Allen's new book alleges that Chalamet donated his Rainy Day in New York salary to charity in a bid to win at the Oscars.

According to Woody Allen's new memoir, Timothée Chalamet didn't want his work with the controversial filmmaker to rain on his 2018 Oscars parade.

In a passage from Allen's book Apropos of Nothing, the Academy Award-winning filmmaker — who's long denied accusations that he molested former partner Mia Farrow's adopted daughter, Dylan Farrow — says the 24-year-old star of his most recent movie A Rainy Day in New York publicly denounced him after production ended in a bid to boost his chances at winning an Oscar for his performance in Luca Guadagnino's 2017 drama Call Me by Your Name.

"All three leads in Rainy Day were excellent and a pleasure to work with," Allen said of Chalamet and costars Elle Fanning and Selena Gomez, who appeared in the film (also starring Jude Law, Diego Luna, and Liev Schreiber) about a college student's romantic escapades in Manhattan. "Timothée afterward publicly stated he regretted working with me and was giving the money to charity, but he swore to my sister he needed to do that as he was up for an Oscar for Call Me by Your Name, and he and his agent felt he had a better chance of winning if he denounced me, so he did."

It should be noted that Chalamet's Oscar nomination for Call Me by Your Name was announced on Jan. 23, 2018 — eight days after he'd already declared that he would donate his Rainy Day in New York salary to Time's Up, The LGBT Center in New York City, and RAINN (Rape, Abuse, and Incest National Network). The Call Me by Your Name star ultimately lost Best Actor to Gary Oldman for Darkest Hour. (EW has reached out to representatives for Chalamet.)

In addition to Chalamet, Rainy Day actress Rebecca Hall donated her earnings from the film to Time's Up as well, while Gomez reportedly made a significant donation to the Time's Up Legal Defense Fund that "far exceeded her salary for the film," a source close to the performer told PEOPLE.

"Anyhow, I didn't regret working with him," Allen continued of Chalamet in the book, "and I'm not giving any of my money back."
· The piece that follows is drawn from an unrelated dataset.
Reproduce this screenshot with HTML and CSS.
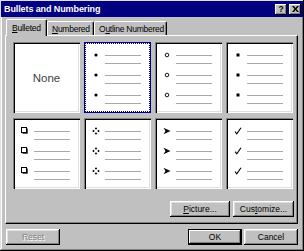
FILE: index.html
```html
<!DOCTYPE html>
<html>
<head>
<meta charset="utf-8">
<link rel="stylesheet" href="styles.css">
</head>
<body>
<div class="window">
  <div class="titlebar">
    <span class="title">Bullets and Numbering</span>
    <div class="tbtns">
      <span class="tbtn help">?</span>
      <span class="tbtn close"><svg width="7" height="6" viewBox="0 0 7 6"><path d="M0 0h2l1.5 2 1.5-2h2L4.5 3 7 6H5L3.5 4 2 6H0l2.5-3z" fill="#000"/></svg></span>
    </div>
  </div>
  <div class="content">
    <div class="tabs">
      <div class="tab sel"><span class="u">B</span>ulleted</div>
      <div class="tab t2"><span class="u">N</span>umbered</div>
      <div class="tab t3">O<span class="u">u</span>tline Numbered</div>
    </div>
    <div class="panel">
      <div class="grid">
        <div class="cell none">None</div>
        <div class="cell selected">
          <div class="item"><svg class="b" width="8" height="8"><circle cx="4" cy="4" r="1.6" fill="#000"/></svg><div class="lines"><i></i><i></i></div></div>
          <div class="item"><svg class="b" width="8" height="8"><circle cx="4" cy="4" r="1.6" fill="#000"/></svg><div class="lines"><i></i><i></i></div></div>
          <div class="item"><svg class="b" width="8" height="8"><circle cx="4" cy="4" r="1.6" fill="#000"/></svg><div class="lines"><i></i><i></i></div></div>
        </div>
        <div class="cell">
          <div class="item"><svg class="b" width="8" height="8"><circle cx="4" cy="4" r="1.8" fill="none" stroke="#000" stroke-width="0.9"/></svg><div class="lines"><i></i><i></i></div></div>
          <div class="item"><svg class="b" width="8" height="8"><circle cx="4" cy="4" r="1.8" fill="none" stroke="#000" stroke-width="0.9"/></svg><div class="lines"><i></i><i></i></div></div>
          <div class="item"><svg class="b" width="8" height="8"><circle cx="4" cy="4" r="1.8" fill="none" stroke="#000" stroke-width="0.9"/></svg><div class="lines"><i></i><i></i></div></div>
        </div>
        <div class="cell">
          <div class="item"><svg class="b" width="8" height="8"><rect x="2.5" y="2.5" width="3" height="3" fill="#000"/></svg><div class="lines"><i></i><i></i></div></div>
          <div class="item"><svg class="b" width="8" height="8"><rect x="2.5" y="2.5" width="3" height="3" fill="#000"/></svg><div class="lines"><i></i><i></i></div></div>
          <div class="item"><svg class="b" width="8" height="8"><rect x="2.5" y="2.5" width="3" height="3" fill="#000"/></svg><div class="lines"><i></i><i></i></div></div>
        </div>
        <div class="cell">
          <div class="item"><svg class="b" width="8" height="8"><rect x="0.5" y="0.5" width="5" height="5" fill="none" stroke="#000"/><path d="M6.5 1.5V6.5H1.5" fill="none" stroke="#555"/></svg><div class="lines"><i></i><i></i></div></div>
          <div class="item"><svg class="b" width="8" height="8"><rect x="0.5" y="0.5" width="5" height="5" fill="none" stroke="#000"/><path d="M6.5 1.5V6.5H1.5" fill="none" stroke="#555"/></svg><div class="lines"><i></i><i></i></div></div>
          <div class="item"><svg class="b" width="8" height="8"><rect x="0.5" y="0.5" width="5" height="5" fill="none" stroke="#000"/><path d="M6.5 1.5V6.5H1.5" fill="none" stroke="#555"/></svg><div class="lines"><i></i><i></i></div></div>
        </div>
        <div class="cell">
          <div class="item"><svg class="b" width="8" height="8"><path d="M4 0.3L5.2 1.5 4 2.7 2.8 1.5zM1.5 2.8L2.7 4 1.5 5.2 0.3 4zM6.5 2.8L7.7 4 6.5 5.2 5.3 4zM4 5.3L5.2 6.5 4 7.7 2.8 6.5z" fill="#000"/></svg><div class="lines"><i></i><i></i></div></div>
          <div class="item"><svg class="b" width="8" height="8"><path d="M4 0.3L5.2 1.5 4 2.7 2.8 1.5zM1.5 2.8L2.7 4 1.5 5.2 0.3 4zM6.5 2.8L7.7 4 6.5 5.2 5.3 4zM4 5.3L5.2 6.5 4 7.7 2.8 6.5z" fill="#000"/></svg><div class="lines"><i></i><i></i></div></div>
          <div class="item"><svg class="b" width="8" height="8"><path d="M4 0.3L5.2 1.5 4 2.7 2.8 1.5zM1.5 2.8L2.7 4 1.5 5.2 0.3 4zM6.5 2.8L7.7 4 6.5 5.2 5.3 4zM4 5.3L5.2 6.5 4 7.7 2.8 6.5z" fill="#000"/></svg><div class="lines"><i></i><i></i></div></div>
        </div>
        <div class="cell">
          <div class="item"><svg class="b" width="8" height="8"><path d="M0.5 0.8L7.5 4 0.5 7.2 2.5 4z" fill="#000"/></svg><div class="lines"><i></i><i></i></div></div>
          <div class="item"><svg class="b" width="8" height="8"><path d="M0.5 0.8L7.5 4 0.5 7.2 2.5 4z" fill="#000"/></svg><div class="lines"><i></i><i></i></div></div>
          <div class="item"><svg class="b" width="8" height="8"><path d="M0.5 0.8L7.5 4 0.5 7.2 2.5 4z" fill="#000"/></svg><div class="lines"><i></i><i></i></div></div>
        </div>
        <div class="cell">
          <div class="item"><svg class="b" width="8" height="8"><path d="M1 4.6L2.8 6.8 7 0.8" stroke="#000" stroke-width="1.1" fill="none"/></svg><div class="lines"><i></i><i></i></div></div>
          <div class="item"><svg class="b" width="8" height="8"><path d="M1 4.6L2.8 6.8 7 0.8" stroke="#000" stroke-width="1.1" fill="none"/></svg><div class="lines"><i></i><i></i></div></div>
          <div class="item"><svg class="b" width="8" height="8"><path d="M1 4.6L2.8 6.8 7 0.8" stroke="#000" stroke-width="1.1" fill="none"/></svg><div class="lines"><i></i><i></i></div></div>
        </div>
      </div>
      <div class="panel-btns">
        <button class="btn pic"><span class="u">P</span>icture...</button>
        <button class="btn cust">Cus<span class="u">t</span>omize...</button>
      </div>
    </div>
    <div class="footer">
      <button class="btn disabled">Reset</button>
      <div class="right">
        <button class="btn default">OK</button>
        <button class="btn">Cancel</button>
      </div>
    </div>
  </div>
</div>
</body>
</html>
```

FILE: styles.css
```css
* { box-sizing: border-box; }
html, body { margin: 0; padding: 0; background: #c0c0c0; }
body { font-family: "Liberation Sans", Arial, sans-serif; font-size: 8.5px; color: #000; }
.window {
  width: 304px; height: 251px; background: #c0c0c0; padding: 1px;
  box-shadow: inset -1px -1px #000, inset 1px 1px #dfdfdf, inset -2px -2px #808080, inset 2px 2px #fff;
}
.titlebar {
  height: 16px; background: #000080; display: flex; align-items: center;
  justify-content: space-between; padding: 0 2px 0 3px;
}
.title { color: #fff; font-weight: bold; font-size: 9px; letter-spacing: -0.1px; }
.tbtns { display: flex; gap: 2px; }
.tbtn {
  width: 12px; height: 11px; background: #c0c0c0; display: flex; align-items: center; justify-content: center;
  box-shadow: inset -1px -1px #000, inset 1px 1px #fff, inset -2px -2px #808080;
  font-weight: bold; font-size: 8.5px; line-height: 1;
}
.content { padding: 2px 5px 0 4px; }
.tabs { display: flex; align-items: flex-end; height: 16px; padding-left: 1px; }
.tab {
  height: 14px; border-top: 1px solid #fff; border-left: 1px solid #fff; border-right: 1px solid #000;
  box-shadow: inset -1px 0 #808080; border-radius: 2px 2px 0 0;
  display: flex; align-items: center; padding-left: 4px; letter-spacing: -0.25px; white-space: nowrap;
}
.tab.sel { width: 41px; height: 17px; margin-bottom: -1px; position: relative; z-index: 1; background: #c0c0c0; padding-left: 5px; }
.tab.t2 { width: 47px; }
.tab.t3 { width: 73px; }
.u { text-decoration: underline; }
.panel {
  height: 189px; border-top: 1px solid #fff; border-left: 1px solid #fff;
  border-right: 1px solid #000; border-bottom: 1px solid #000;
  box-shadow: inset -1px -1px #808080; padding: 6px 0 0 7px;
}
.grid { display: grid; grid-template-columns: repeat(4, 67px); grid-template-rows: 71px 71px; column-gap: 4px; row-gap: 5px; }
.cell {
  background: #fff; display: flex; flex-direction: column; padding: 9px 0 0 8px;
  box-shadow: inset 1px 1px #808080, inset 2px 2px #000, inset -1px -1px #fff, inset -2px -2px #dfdfdf;
}
.cell.none { align-items: center; justify-content: center; padding: 0; font-size: 11.5px; color: #404040; }
.cell.selected { box-shadow: inset 0 0 0 1px #000080; outline: 1px dotted #000080; outline-offset: -2px; }
.item { display: flex; height: 20px; }
.b { flex: none; }
.lines { margin: 4px 0 0 5px; display: flex; flex-direction: column; gap: 7px; }
.lines i { display: block; width: 36px; height: 1px; background: #a8a8a8; }
.panel-btns { display: flex; justify-content: flex-end; gap: 3px; margin-top: 12px; padding-right: 3px; }
.btn {
  height: 16px; border: none; background: #c0c0c0; font: inherit; color: #000; padding: 0;
  box-shadow: inset -1px -1px #000, inset 1px 1px #fff, inset -2px -2px #808080, inset 2px 2px #dfdfdf;
}
.btn.pic { width: 60px; }
.btn.cust { width: 61px; }
.footer { display: flex; justify-content: space-between; margin-top: 5px; padding-left: 1px; }
.footer .btn { width: 54px; }
.right { display: flex; gap: 2px; }
.btn.default { border: 1px solid #000; box-shadow: inset -1px -1px #000, inset 1px 1px #fff, inset -2px -2px #808080; }
.btn.disabled { color: #808080; text-shadow: 1px 1px #fff; }
```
Speaking of the film's leading women, Allen added: "Selena was adorable. She had all the hard stuff to do, and she knocked it off beautifully. Elle is simply a great natural talent like [Diane] Keaton. When reporters pressured her, trying hard to get her to say she regretted working with me, she told them she wasn't even born when the allegation was made and has no opinion. An honest reply."

The 84-year-old also admitted that, unless an American distributor acquires the project, the film will not be seen in the United States despite being "quite successful" across its international theatrical run. He ultimately sued the project's original distributor, Amazon, for $68 million after it terminated his four-picture deal and scrapped Rainy Day's release over Dylan's allegations, though the suit was eventually settled.

Allen also stressed that the ordeal with Rainy Day made his next movie, tentatively titled Rifkin's Festival, "hard to cast" after various performers refused to work with him in the wake of ongoing accusations.

"I still can't figure out how they could be so utterly convinced," he wrote, explaining that others told him privately that he'd gotten a raw deal in the press. "Their gesture might've been meaningful if indeed I were guilty of something, but since I was not, they were just persecuting an innocent man and helping to confirm Dylan's implanted memory."